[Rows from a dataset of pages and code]
________________________
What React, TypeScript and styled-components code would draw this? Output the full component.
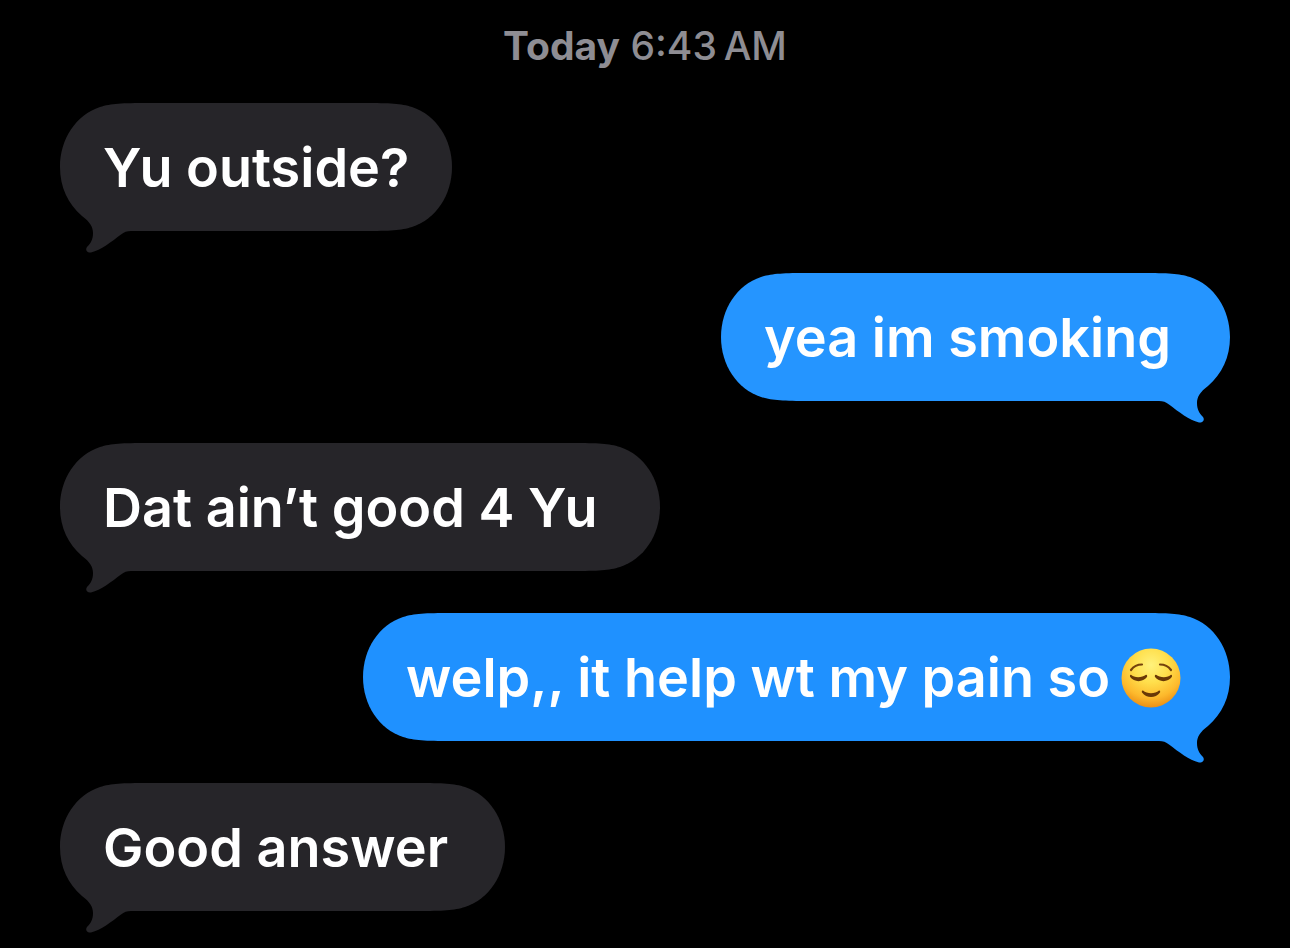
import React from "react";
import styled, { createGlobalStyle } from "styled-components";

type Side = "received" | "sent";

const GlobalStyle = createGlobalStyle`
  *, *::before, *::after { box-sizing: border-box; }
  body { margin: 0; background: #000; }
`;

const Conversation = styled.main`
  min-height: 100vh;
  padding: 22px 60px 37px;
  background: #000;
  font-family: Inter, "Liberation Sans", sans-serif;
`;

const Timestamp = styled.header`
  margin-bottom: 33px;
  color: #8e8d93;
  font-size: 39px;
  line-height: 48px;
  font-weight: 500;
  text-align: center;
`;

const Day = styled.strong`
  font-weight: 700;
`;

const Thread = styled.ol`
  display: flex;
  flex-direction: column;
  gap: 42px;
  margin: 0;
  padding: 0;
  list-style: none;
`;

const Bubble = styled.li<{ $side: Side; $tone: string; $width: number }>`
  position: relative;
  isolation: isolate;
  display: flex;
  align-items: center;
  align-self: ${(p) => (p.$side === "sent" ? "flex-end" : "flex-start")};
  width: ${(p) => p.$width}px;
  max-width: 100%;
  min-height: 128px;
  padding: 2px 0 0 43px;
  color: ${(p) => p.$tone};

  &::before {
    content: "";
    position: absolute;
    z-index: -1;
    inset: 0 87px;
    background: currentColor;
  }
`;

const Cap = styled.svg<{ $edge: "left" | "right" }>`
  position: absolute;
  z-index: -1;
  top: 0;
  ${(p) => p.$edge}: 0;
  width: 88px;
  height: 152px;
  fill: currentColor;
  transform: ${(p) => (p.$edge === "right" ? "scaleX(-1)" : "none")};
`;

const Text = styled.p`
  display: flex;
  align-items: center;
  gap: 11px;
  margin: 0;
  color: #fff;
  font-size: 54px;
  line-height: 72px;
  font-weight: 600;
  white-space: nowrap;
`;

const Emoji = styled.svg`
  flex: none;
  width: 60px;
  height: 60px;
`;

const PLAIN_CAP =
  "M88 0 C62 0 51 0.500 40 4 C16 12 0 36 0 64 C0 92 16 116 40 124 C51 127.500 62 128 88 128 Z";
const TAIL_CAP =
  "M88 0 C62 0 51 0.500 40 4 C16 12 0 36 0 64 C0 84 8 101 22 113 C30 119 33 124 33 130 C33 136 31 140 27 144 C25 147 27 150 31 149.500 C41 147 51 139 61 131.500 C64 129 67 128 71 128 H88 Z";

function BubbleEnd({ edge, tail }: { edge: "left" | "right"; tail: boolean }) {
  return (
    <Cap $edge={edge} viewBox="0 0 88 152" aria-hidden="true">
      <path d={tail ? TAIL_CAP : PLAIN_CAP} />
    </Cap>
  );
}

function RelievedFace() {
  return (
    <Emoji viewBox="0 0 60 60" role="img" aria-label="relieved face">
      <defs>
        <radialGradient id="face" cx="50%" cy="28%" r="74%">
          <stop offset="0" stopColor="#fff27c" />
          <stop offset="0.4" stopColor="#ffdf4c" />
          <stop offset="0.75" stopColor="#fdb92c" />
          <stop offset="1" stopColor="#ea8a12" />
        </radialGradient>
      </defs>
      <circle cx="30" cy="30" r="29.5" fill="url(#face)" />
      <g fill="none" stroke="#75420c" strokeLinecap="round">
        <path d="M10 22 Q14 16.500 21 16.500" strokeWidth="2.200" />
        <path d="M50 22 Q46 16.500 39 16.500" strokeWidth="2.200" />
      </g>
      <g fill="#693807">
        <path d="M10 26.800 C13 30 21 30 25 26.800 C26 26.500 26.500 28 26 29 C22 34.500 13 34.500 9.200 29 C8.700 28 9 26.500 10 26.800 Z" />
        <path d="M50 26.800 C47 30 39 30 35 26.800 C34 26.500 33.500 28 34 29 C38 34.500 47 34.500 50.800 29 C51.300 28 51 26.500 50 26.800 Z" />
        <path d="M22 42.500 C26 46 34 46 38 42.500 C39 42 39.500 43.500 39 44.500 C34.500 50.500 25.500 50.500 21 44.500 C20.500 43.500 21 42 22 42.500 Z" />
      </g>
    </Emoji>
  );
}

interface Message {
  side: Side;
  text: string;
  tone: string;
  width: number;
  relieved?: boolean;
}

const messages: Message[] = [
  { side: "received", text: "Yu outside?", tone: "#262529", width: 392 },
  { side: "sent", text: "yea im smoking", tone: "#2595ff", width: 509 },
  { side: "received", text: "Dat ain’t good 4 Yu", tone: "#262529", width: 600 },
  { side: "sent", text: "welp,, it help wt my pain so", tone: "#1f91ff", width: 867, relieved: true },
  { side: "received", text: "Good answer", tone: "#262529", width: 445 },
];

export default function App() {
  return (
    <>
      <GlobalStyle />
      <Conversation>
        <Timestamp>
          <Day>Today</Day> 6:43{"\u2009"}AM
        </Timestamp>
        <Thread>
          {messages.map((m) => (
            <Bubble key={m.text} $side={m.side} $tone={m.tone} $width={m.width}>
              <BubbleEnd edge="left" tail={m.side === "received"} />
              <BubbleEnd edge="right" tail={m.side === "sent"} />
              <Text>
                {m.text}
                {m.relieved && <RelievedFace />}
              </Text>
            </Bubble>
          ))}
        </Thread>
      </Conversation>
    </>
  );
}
________________________
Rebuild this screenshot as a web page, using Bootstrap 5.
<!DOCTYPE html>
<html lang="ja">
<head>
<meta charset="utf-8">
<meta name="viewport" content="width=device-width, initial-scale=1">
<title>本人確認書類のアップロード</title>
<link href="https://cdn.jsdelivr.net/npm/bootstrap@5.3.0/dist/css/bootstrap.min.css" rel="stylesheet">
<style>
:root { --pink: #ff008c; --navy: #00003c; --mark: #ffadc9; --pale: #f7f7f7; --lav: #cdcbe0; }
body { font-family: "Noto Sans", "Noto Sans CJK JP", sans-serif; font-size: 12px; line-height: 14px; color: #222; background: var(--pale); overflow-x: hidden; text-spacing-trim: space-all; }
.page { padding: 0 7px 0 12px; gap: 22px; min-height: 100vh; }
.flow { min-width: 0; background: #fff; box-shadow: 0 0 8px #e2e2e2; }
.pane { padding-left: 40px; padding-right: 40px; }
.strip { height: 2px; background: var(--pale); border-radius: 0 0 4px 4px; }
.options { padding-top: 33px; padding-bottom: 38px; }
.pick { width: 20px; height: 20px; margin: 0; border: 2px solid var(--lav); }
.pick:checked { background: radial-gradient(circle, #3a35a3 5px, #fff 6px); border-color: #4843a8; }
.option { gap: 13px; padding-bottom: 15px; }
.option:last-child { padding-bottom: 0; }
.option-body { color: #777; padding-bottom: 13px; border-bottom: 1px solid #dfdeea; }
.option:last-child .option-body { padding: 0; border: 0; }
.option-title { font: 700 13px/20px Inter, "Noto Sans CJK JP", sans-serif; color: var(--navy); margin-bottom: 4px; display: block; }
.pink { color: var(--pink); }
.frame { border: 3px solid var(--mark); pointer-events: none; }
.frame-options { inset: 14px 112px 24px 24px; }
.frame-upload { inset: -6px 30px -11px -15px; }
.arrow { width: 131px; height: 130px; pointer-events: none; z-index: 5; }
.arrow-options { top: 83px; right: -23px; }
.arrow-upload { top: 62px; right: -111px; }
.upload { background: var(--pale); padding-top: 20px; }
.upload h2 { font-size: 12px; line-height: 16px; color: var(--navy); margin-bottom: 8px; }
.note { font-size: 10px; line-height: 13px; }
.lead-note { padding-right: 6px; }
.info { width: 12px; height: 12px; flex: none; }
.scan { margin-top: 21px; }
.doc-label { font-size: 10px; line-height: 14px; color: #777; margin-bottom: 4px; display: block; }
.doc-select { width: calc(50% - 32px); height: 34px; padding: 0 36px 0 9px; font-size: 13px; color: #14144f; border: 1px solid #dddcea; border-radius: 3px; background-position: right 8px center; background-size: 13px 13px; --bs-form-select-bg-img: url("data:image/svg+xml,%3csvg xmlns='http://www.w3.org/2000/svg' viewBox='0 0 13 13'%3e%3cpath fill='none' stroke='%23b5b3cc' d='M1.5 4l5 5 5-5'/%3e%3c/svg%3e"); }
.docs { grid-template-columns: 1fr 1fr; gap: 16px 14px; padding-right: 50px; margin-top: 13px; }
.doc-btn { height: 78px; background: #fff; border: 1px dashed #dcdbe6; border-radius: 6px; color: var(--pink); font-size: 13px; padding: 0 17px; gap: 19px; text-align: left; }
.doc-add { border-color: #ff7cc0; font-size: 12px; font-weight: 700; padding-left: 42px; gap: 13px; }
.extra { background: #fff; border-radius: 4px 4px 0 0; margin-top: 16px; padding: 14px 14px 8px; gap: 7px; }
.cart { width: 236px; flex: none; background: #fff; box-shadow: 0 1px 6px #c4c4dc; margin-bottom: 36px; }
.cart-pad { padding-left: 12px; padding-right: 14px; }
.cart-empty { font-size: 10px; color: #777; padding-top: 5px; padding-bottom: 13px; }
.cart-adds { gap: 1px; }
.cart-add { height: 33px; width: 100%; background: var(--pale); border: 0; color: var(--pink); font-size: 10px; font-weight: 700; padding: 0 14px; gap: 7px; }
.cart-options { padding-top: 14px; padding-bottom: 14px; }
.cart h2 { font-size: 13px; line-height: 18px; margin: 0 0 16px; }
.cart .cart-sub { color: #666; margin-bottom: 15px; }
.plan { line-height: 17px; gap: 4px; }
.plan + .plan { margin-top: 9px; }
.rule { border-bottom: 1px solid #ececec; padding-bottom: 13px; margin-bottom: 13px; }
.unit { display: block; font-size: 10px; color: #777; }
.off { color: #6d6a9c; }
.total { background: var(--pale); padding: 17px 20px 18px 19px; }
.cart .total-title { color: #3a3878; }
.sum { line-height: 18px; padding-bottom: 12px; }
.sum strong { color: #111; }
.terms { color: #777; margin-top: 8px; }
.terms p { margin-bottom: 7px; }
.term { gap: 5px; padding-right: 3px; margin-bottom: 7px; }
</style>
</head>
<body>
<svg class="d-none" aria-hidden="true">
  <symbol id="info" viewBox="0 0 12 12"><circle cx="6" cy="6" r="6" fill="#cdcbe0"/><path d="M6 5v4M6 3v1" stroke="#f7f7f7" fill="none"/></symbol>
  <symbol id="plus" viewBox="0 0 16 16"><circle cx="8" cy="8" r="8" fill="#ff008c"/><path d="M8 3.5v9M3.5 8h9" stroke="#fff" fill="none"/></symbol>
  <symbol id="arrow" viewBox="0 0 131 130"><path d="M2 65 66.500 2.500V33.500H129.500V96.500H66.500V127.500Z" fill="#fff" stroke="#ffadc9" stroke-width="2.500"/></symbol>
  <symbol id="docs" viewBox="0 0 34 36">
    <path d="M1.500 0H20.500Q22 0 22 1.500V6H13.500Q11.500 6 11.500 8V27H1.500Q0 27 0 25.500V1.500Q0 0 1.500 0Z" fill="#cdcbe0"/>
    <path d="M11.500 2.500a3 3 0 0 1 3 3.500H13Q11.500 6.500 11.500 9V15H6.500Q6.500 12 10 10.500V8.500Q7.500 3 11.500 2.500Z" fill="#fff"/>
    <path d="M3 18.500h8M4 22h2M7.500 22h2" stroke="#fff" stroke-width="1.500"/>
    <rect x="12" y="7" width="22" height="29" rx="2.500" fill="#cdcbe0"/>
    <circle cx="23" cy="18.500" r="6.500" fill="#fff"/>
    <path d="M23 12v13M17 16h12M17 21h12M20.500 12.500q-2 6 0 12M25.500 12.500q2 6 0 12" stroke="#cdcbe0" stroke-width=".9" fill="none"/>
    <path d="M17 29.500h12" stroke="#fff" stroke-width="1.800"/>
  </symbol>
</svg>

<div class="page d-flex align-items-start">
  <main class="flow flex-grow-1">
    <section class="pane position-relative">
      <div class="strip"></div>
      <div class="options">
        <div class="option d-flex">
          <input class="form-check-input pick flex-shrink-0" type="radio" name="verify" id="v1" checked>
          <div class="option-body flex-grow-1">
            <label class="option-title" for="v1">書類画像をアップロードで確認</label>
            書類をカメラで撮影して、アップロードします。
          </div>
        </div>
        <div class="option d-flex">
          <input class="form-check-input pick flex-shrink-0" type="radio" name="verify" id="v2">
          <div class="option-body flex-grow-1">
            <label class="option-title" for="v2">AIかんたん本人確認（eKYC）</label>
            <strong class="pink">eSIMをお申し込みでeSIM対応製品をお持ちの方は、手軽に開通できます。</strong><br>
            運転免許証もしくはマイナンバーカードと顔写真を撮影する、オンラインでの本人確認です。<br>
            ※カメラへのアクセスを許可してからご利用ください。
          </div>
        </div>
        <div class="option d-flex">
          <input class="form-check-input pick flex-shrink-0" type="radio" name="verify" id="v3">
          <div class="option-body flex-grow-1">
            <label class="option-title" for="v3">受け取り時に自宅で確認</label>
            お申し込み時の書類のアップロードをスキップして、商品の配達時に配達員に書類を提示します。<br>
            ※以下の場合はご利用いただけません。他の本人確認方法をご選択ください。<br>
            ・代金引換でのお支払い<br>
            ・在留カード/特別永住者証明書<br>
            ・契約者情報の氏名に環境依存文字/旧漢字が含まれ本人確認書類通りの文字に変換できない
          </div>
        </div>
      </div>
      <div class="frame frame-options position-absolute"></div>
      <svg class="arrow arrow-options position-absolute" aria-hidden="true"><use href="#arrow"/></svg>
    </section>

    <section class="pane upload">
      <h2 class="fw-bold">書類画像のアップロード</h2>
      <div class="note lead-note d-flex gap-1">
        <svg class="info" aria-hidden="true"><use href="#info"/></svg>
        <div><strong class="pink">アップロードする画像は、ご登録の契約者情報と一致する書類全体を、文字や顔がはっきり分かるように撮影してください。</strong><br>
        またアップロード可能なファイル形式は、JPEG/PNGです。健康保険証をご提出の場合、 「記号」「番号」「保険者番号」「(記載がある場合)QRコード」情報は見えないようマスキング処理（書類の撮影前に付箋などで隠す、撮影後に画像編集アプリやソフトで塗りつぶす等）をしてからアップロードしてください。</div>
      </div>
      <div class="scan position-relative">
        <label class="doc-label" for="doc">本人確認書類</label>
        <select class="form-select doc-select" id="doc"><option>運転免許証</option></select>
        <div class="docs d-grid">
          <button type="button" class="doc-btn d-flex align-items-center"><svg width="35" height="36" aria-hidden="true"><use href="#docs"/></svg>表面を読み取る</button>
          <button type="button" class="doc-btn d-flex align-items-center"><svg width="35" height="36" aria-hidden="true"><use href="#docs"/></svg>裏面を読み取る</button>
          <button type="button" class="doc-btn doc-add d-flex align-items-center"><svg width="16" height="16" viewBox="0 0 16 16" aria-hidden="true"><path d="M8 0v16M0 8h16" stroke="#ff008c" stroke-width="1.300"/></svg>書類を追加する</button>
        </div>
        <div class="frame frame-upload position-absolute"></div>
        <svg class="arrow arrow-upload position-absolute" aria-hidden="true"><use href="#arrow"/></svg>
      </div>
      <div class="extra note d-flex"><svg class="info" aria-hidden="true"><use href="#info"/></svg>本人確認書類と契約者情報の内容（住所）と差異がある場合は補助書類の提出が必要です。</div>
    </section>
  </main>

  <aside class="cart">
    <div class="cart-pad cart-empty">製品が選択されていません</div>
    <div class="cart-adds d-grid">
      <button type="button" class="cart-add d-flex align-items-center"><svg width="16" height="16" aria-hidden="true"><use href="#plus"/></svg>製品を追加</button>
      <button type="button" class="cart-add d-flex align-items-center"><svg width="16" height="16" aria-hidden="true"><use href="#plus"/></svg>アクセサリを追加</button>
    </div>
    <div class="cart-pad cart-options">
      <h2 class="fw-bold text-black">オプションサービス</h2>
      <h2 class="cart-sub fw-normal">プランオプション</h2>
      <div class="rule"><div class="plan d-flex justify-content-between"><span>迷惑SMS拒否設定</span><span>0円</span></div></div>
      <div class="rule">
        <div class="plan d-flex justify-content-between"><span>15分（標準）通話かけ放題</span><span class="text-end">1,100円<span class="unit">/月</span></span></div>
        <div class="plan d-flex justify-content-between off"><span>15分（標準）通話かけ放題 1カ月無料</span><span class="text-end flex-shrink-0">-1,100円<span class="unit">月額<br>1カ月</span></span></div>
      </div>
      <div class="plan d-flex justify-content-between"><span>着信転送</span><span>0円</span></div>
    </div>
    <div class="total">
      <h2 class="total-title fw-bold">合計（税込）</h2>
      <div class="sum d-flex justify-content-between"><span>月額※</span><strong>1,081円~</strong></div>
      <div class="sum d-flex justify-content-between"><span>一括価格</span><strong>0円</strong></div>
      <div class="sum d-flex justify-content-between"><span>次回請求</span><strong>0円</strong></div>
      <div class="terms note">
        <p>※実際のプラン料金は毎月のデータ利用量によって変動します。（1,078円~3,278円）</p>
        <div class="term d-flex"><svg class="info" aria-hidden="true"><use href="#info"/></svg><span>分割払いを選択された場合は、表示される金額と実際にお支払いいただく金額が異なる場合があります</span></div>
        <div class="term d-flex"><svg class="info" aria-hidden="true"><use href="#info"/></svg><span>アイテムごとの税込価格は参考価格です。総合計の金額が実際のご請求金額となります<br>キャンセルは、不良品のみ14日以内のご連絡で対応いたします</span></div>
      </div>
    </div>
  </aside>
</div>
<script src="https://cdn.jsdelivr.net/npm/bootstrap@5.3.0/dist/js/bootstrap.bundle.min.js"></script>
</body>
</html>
________________________
WRITTEN REQUEST »
In the listing above, find the line containing "What React, TypeScript" and the line containing "113 C30 119". Reproduce those lines and all between them exactly, with no pictures and nothing more.

EXPECTED ANSWER »
What React, TypeScript and styled-components code would draw this? Output the full component.
import React from "react";
import styled, { createGlobalStyle } from "styled-components";

type Side = "received" | "sent";

const GlobalStyle = createGlobalStyle`
  *, *::before, *::after { box-sizing: border-box; }
  body { margin: 0; background: #000; }
`;

const Conversation = styled.main`
  min-height: 100vh;
  padding: 22px 60px 37px;
  background: #000;
  font-family: Inter, "Liberation Sans", sans-serif;
`;

const Timestamp = styled.header`
  margin-bottom: 33px;
  color: #8e8d93;
  font-size: 39px;
  line-height: 48px;
  font-weight: 500;
  text-align: center;
`;

const Day = styled.strong`
  font-weight: 700;
`;

const Thread = styled.ol`
  display: flex;
  flex-direction: column;
  gap: 42px;
  margin: 0;
  padding: 0;
  list-style: none;
`;

const Bubble = styled.li<{ $side: Side; $tone: string; $width: number }>`
  position: relative;
  isolation: isolate;
  display: flex;
  align-items: center;
  align-self: ${(p) => (p.$side === "sent" ? "flex-end" : "flex-start")};
  width: ${(p) => p.$width}px;
  max-width: 100%;
  min-height: 128px;
  padding: 2px 0 0 43px;
  color: ${(p) => p.$tone};

  &::before {
    content: "";
    position: absolute;
    z-index: -1;
    inset: 0 87px;
    background: currentColor;
  }
`;

const Cap = styled.svg<{ $edge: "left" | "right" }>`
  position: absolute;
  z-index: -1;
  top: 0;
  ${(p) => p.$edge}: 0;
  width: 88px;
  height: 152px;
  fill: currentColor;
  transform: ${(p) => (p.$edge === "right" ? "scaleX(-1)" : "none")};
`;

const Text = styled.p`
  display: flex;
  align-items: center;
  gap: 11px;
  margin: 0;
  color: #fff;
  font-size: 54px;
  line-height: 72px;
  font-weight: 600;
  white-space: nowrap;
`;

const Emoji = styled.svg`
  flex: none;
  width: 60px;
  height: 60px;
`;

const PLAIN_CAP =
  "M88 0 C62 0 51 0.500 40 4 C16 12 0 36 0 64 C0 92 16 116 40 124 C51 127.500 62 128 88 128 Z";
const TAIL_CAP =
  "M88 0 C62 0 51 0.500 40 4 C16 12 0 36 0 64 C0 84 8 101 22 113 C30 119 33 124 33 130 C33 136 31 140 27 144 C25 147 27 150 31 149.500 C41 147 51 139 61 131.500 C64 129 67 128 71 128 H88 Z";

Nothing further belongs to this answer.